Analysts suggest we are also seeing a number of corporates come back to the table after being stung in 2014, when many companies were forced to close out contracts on FX derivatives following a shift in the Central Bank’s exchange rate policy and a steep decline in the ruble that followed. In December that year, Sergey Moiseev, the head of financial stability at the Central Bank of Russia told Russian news agency Interfax that the country’s corporates lost tens of billions of dollars in cancellation and restructuring fees.

Potash producer Uralkali, which has shunned the derivatives market in the past given its natural hedge as an exporter with dollar-denominated incomes, is looking to capitalise on renewed interest rate uncertainty and tighter spreads to optimise its hedging strategy.

“We are looking at hedging opportunities in part because the cost of swapping 3-month LIBOR for 5-years is at historic lows, and now there are stronger signs of macroeconomic health we see the rates increasing at some point over the 2016-17 period. We don’t expect quarterly increases, but I think we can expect at least one or two increases over the next two years. That said, the cost of carry for hedging would be quite low,” says Ana Tsaturyan, Deputy Head of Treasury, Corporate Finance at Uralkali.

“This would have been too expensive ten months ago, but the market has evolved so we could look to cover part of our portfolio,” Tsaturyan adds.

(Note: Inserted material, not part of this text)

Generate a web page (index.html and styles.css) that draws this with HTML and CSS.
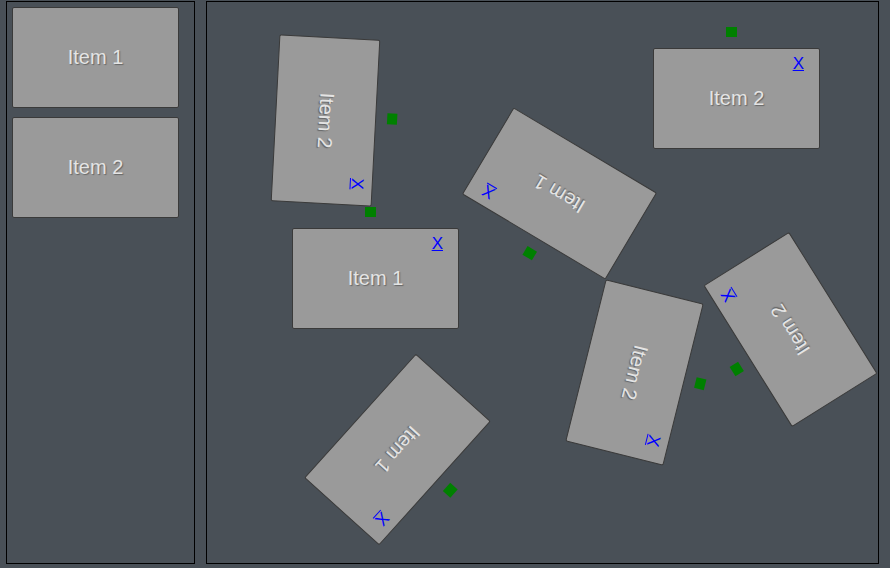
FILE: index.html
```html
<!DOCTYPE html>
<html>
<head>
<meta charset="utf-8">
<link rel="stylesheet" href="styles.css">
</head>
<body>
<div class="layout">
  <div class="palette">
    <div class="item">Item 1</div>
    <div class="item">Item 2</div>
  </div>
  <div class="canvas">
    <div class="item placed" style="left:35px;top:67.5px;transform:rotate(93deg)">Item 2<span class="handle"></span><a href="#" class="close">X</a></div>
    <div class="item placed" style="left:446px;top:46px">Item 2<span class="handle"></span><a href="#" class="close">X</a></div>
    <div class="item placed" style="left:85px;top:226px">Item 1<span class="handle"></span><a href="#" class="close">X</a></div>
    <div class="item placed" style="left:268.7px;top:140.7px;transform:rotate(210.8deg)">Item 1<span class="handle"></span><a href="#" class="close">X</a></div>
    <div class="item placed" style="left:499.8px;top:277px;transform:rotate(238deg)">Item 2<span class="handle"></span><a href="#" class="close">X</a></div>
    <div class="item placed" style="left:343.6px;top:319.9px;transform:rotate(104deg)">Item 2<span class="handle"></span><a href="#" class="close">X</a></div>
    <div class="item placed" style="left:106.9px;top:396.7px;transform:rotate(132deg)">Item 1<span class="handle"></span><a href="#" class="close">X</a></div>
  </div>
</div>
</body>
</html>
```
FILE: styles.css
```css
html, body {
  margin: 0;
  padding: 0;
  background: #495057;
  font-family: "Liberation Sans", Arial, sans-serif;
}

.layout {
  display: flex;
  gap: 11px;
  padding: 1px 0 0 6px;
}

.palette {
  box-sizing: border-box;
  width: 189px;
  height: 563px;
  border: 1px solid #000;
  padding: 5px;
  display: flex;
  flex-direction: column;
  gap: 9px;
}

.canvas {
  box-sizing: border-box;
  position: relative;
  width: 673px;
  height: 563px;
  border: 1px solid #000;
}

.item {
  box-sizing: border-box;
  flex: none;
  width: 167px;
  height: 101px;
  background: #9a9a9a;
  border: 1px solid #3a3a3a;
  border-radius: 2px;
  display: flex;
  align-items: center;
  justify-content: center;
  color: #e4e4e4;
  font-size: 20px;
  text-shadow: 1px 1px 1px rgba(60, 60, 60, 0.55);
}

.placed {
  position: absolute;
  transform-origin: 50% 50%;
}

.handle {
  position: absolute;
  left: 72px;
  top: -22px;
  width: 11px;
  height: 10px;
  background: #008000;
}

.close {
  position: absolute;
  top: 5px;
  right: 15px;
  font-size: 17px;
  color: #0000ff;
  text-decoration: underline;
  text-shadow: none;
}
```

An analyst at one of Russia’s largest banks, Sberbank, says that while more corporates are inquiring about how to hedge their portfolios, structural simplification is still the primary objective.

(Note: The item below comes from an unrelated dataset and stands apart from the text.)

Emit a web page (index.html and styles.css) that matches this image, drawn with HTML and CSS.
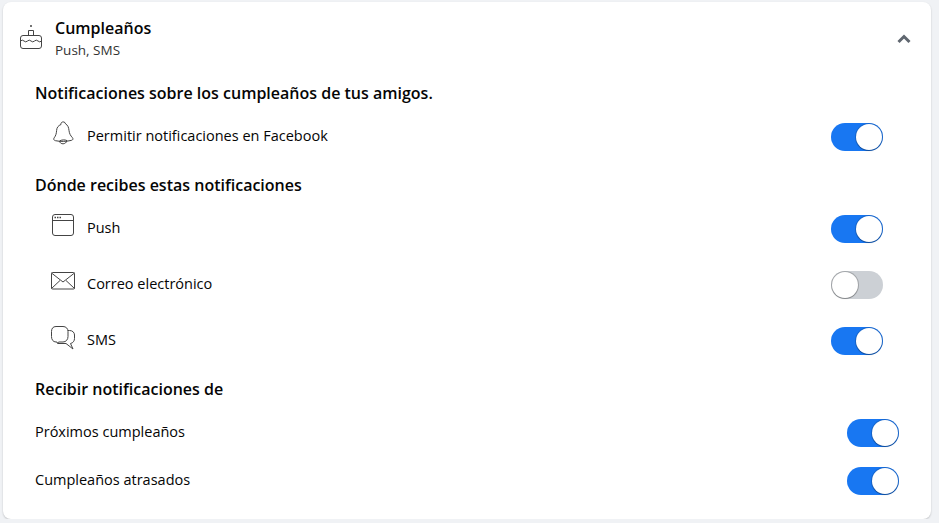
FILE: index.html
```html
<!DOCTYPE html>
<html lang="es">

<head>
    <meta charset="UTF-8">
    <meta name="viewport" content="width=device-width, initial-scale=1.0">
    <title>Cumpleaños</title>
    <link rel="stylesheet" href="styles.css">
</head>

<body>
    <div class="card">
        <!-- cabecera -->
        <div class="header">
            <svg class="cake" width="24" height="26" viewBox="0 0 24 26" fill="none" stroke="#444" stroke-width="1">
                <circle cx="12" cy="2" r="1" fill="#444" stroke="none"></circle>
                <path d="M9.500 11.500v-5h5v5"></path>
                <rect x="1.500" y="11.500" width="21" height="13" rx="2.500"></rect>
                <path d="M1.500 17q1.750-1.800 3.500 0t3.500 0t3.500 0t3.500 0t3.500 0t3.500 0"></path>
            </svg>
            <div class="header-text">
                <div class="title">Cumpleaños</div>
                <div class="sub">Push, SMS</div>
            </div>
            <svg class="chevron" width="14" height="10" viewBox="0 0 14 10" fill="none" stroke="#606770" stroke-width="3">
                <path d="M1.500 8L7 2.500L12.500 8"></path>
            </svg>
        </div>

        <div class="heading first">Notificaciones sobre los cumpleaños de tus amigos.</div>
        <div class="row icon-row">
            <span class="icon">
                <svg width="24" height="26" viewBox="0 0 24 26" fill="none" stroke="#444" stroke-width="1">
                    <path d="M10 4.500c-.6-3 4-3.700 4.600-.6c2.500 1.500 3 3.500 3.400 6.600c.4 3.300 1.600 5.200 3.300 7c1.200 1.500.6 2.500-1 2.900c-5 1.200-10.500 1.400-15.800.3c-1.600-.3-2.300-1.500-1.300-2.900c1.500-2 2.200-4.100 2.400-7.300c.2-3 1.600-4.900 4.400-6z"></path>
                    <path d="M8.500 21c.5 3.800 6.500 3.800 7.500-.4"></path>
                    <path d="M8.500 21c2-1.300 5.500-1.500 7.500-.4"></path>
                </svg>
            </span>
            <span class="label">Permitir notificaciones en Facebook</span>
            <span class="toggle on"></span>
        </div>

        <div class="heading">Dónde recibes estas notificaciones</div>
        <div class="row icon-row">
            <span class="icon">
                <svg width="24" height="26" viewBox="0 0 24 26" fill="none" stroke="#444" stroke-width="1">
                    <rect x="1.500" y="2.500" width="21" height="21" rx="2.500"></rect>
                    <path d="M1.500 8.500h21"></path>
                    <path d="M3.500 5.500h1.500M6 5.500h1.500M8.500 5.500h1.500" stroke-width="1.400"></path>
                </svg>
            </span>
            <span class="label">Push</span>
            <span class="toggle on"></span>
        </div>
        <div class="row icon-row">
            <span class="icon">
                <svg width="24" height="26" viewBox="0 0 24 26" fill="none" stroke="#444" stroke-width="1">
                    <rect x=".5" y="4.500" width="23" height="16.500" rx="1"></rect>
                    <path d="M.5 5l11.500 9l11.500-9M.5 20.500l8.500-8M23.500 20.500l-8.500-8"></path>
                </svg>
            </span>
            <span class="label">Correo electrónico</span>
            <span class="toggle"></span>
        </div>
        <div class="row icon-row">
            <span class="icon">
                <svg width="24" height="26" viewBox="0 0 24 26" fill="none" stroke="#444" stroke-width="1">
                    <path d="M5 2.500h7c3 0 5 2 5 5v5c0 3-2 5.500-5 5.500H7.500l-1 1.500l-.5-1.500H5c-3 0-4.500-2.500-4.500-5.500v-5c0-3 1.500-5 4.500-5z"></path>
                    <path d="M17 6.500h1.500c3 0 5 2 5 4.500v3.500c0 2.500-1.500 4.500-4 5l2.500 5.500l-7-5.500H7"></path>
                </svg>
            </span>
            <span class="label">SMS</span>
            <span class="toggle on"></span>
        </div>

        <div class="heading last">Recibir notificaciones de</div>
        <div class="row plain-row">
            <span class="label">Próximos cumpleaños</span>
            <span class="toggle on"></span>
        </div>
        <div class="row plain-row">
            <span class="label">Cumpleaños atrasados</span>
            <span class="toggle on"></span>
        </div>
    </div>
</body>

</html>
```

FILE: styles.css
```css
* {
    box-sizing: border-box;
}

body {
    margin: 0;
    background: #f0f2f5;
    color: #050505;
    font-family: "Open Sans", "Noto Sans", sans-serif;
}

.card {
    width: 928px;
    height: 517px;
    margin: 2px 0 0 3px;
    padding: 0 32px;
    background: #fff;
    border-radius: 8px;
    box-shadow: 0 1px 2px rgba(0, 0, 0, .2);
}

/* cabecera */
.header {
    display: flex;
    align-items: center;
    height: 70px;
    margin: 0 -12px 0 -16px;
    padding-top: 2px;
}
.cake {
    flex: none;
    margin-top: -2px;
}
.header-text {
    flex: 1;
    margin-left: 12px;
}
.title {
    font-size: 16px;
    font-weight: 600;
    line-height: 24px;
}
.sub {
    font-size: 13.500px;
    line-height: 20px;
    color: #333;
}
.chevron {
    flex: none;
    margin-top: 2px;
}

.heading {
    height: 36px;
    padding-top: 2px;
    font-size: 16px;
    font-weight: 600;
    line-height: 36px;
}
.heading.first {
    height: 37px;
    padding-top: 3px;
}
.heading.last {
    height: 40px;
}

.row {
    display: flex;
    align-items: center;
}
.icon-row {
    height: 56px;
    margin: 0 16px;
}
.plain-row {
    height: 48px;
}
.label {
    flex: 1;
    padding-bottom: 4px;
    font-size: 14.500px;
}

.icon {
    display: flex;
    flex: none;
    width: 24px;
    margin-right: 12px;
    padding-bottom: 8px;
}

/* interruptor */
.toggle {
    position: relative;
    flex: none;
    width: 52px;
    height: 28px;
    border-radius: 14px;
    background: #ccd0d5;
}
.toggle::after {
    content: "";
    position: absolute;
    top: 1px;
    left: 1px;
    width: 26px;
    height: 26px;
    border-radius: 50%;
    background: #fff;
    box-shadow: 0 0 0 1px rgba(0, 0, 0, .2), 0 1px 1px rgba(0, 0, 0, .2);
}
.toggle.on {
    background: #1877f2;
}
.toggle.on::after {
    left: 25px;
    box-shadow: 0 0 0 1px rgba(0, 0, 0, .15), 0 1px 1px rgba(0, 0, 0, .25);
}
```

“They want to make sure they are covered. But I don’t think we are seeing stronger sales of highly structured products – on the contrary, we are seeing stronger sales of very vanilla instruments rather than more exotic things like knock-in or knock-out options.”

“Is it strange that we are still seeing growth in hedging products despite broad stabilisation? Not necessarily. At the end of the day, our clients need to be able to take their strategies back to their Board of Directors and say ‘we are covered, we won’t get stung again.’”

“The corporate psyche has changed,” he added.